For this prequel, however – taken from Collins’s 2020 novel of the same title – the interest, dramatic momentum and energy have frankly expired, and all we have are the ridiculous outfits, the hallucinatory hairstyles, the zero-suspense action sequences, the standard-issue CGI cityscapes, the non-satirical flourishes about media control and Rachel Zegler (in what is effectively the Katniss role) doing a frankly bizarre suth’n accent in an eccentrically designed country-music-star dress, in her picturesque itinerant poverty, singing her down-home ballads while strumming a guitar which looks as expensive as a Lamborghini. For sure, Jason Schwartzman gets laughs playing the Games’s oleaginous TV host and part-time weather forecaster Lucky Flickerman, but the humour of his role only seems to point up the baffling and strenuously uninteresting solemnity of everything else.

This is a prequel in which the titular songbirds and snakes are tropes symbolising beauty and vicious disloyalty, giving us the origin story of the state’s malign president, Coriolanus Snow, originally played by Donald Sutherland, as well as what is effectively the origin of the Games themselves as they were understood in the Katniss era. Sixty-four years before the events of the first film, young Coriolanus (played by Tom Blyth) is one of a shabby-genteel distinguished family and at this stage is a decently intentioned young man who finds himself having to “mentor” one of the downtrodden contestants in the cruel games – this mentoring being a proto-reality-TV novelty intended to boost ratings.
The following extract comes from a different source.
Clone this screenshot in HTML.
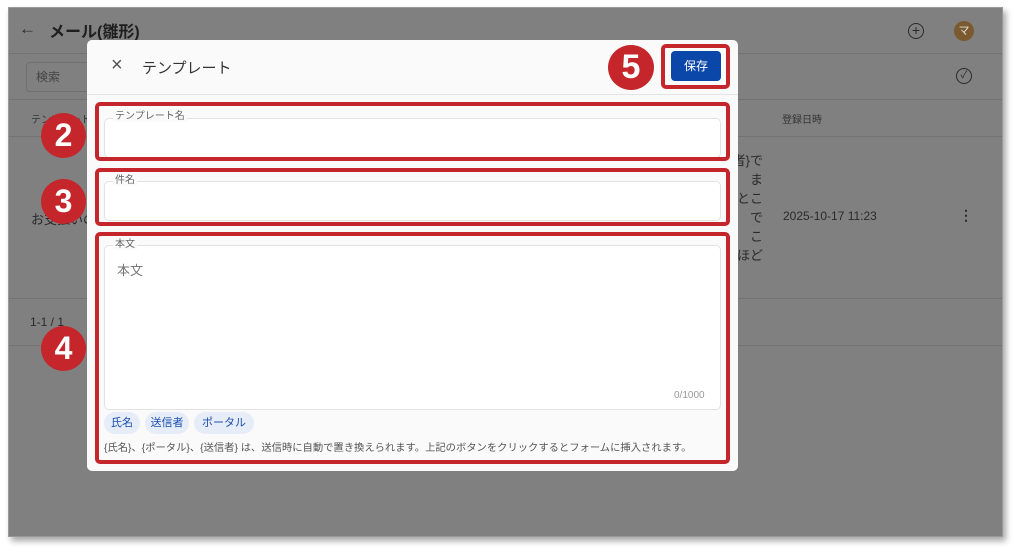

Snow’s protege is Lucy Gray Baird (Zegler), the entirely preposterous singer from a travelling band called the Covey, whose warbling performances might win the public’s heart. The Games are devised by the coldly calculating Casca Highbottom (Peter Dinklage) and the “head game-maker” is the scary and snake-obsessed Volumnia Gaul (Viola Davis) whose first name may or may not in some Shakespearean sense indicate a Freudian relationship with young Coriolanus. Through a series of tiring plot contortions, Coriolanus gets his own kind of specious underdog status by having an emotional connection with Baird bending the rules to help her and often finding himself in danger alongside her; he is to encounter violence and betrayal and to discover in himself a streak of ruthlessness and also cut his blond hair, making him look worryingly like Draco Malfoy.

As ever, there is much talk about the Games as a TV event; the TV monitors have that old-fashioned design and sepia colour of something out of Orwell’s Airstrip One. But we never see any actual people settling down to watch anything on TV. The ruling class are evidently uninterested in this medium and the poor look like smudgy-faced figures out of John Steinbeck for whom TV is surely an alien idea. This movie finally ties itself into various knots to prefigure the later world of Katniss, but the time to end the Games came long ago.

• The Hunger Games: The Ballad of Songbirds and Snakes is released on 16 November in Australia and on 17 November in the US and UK.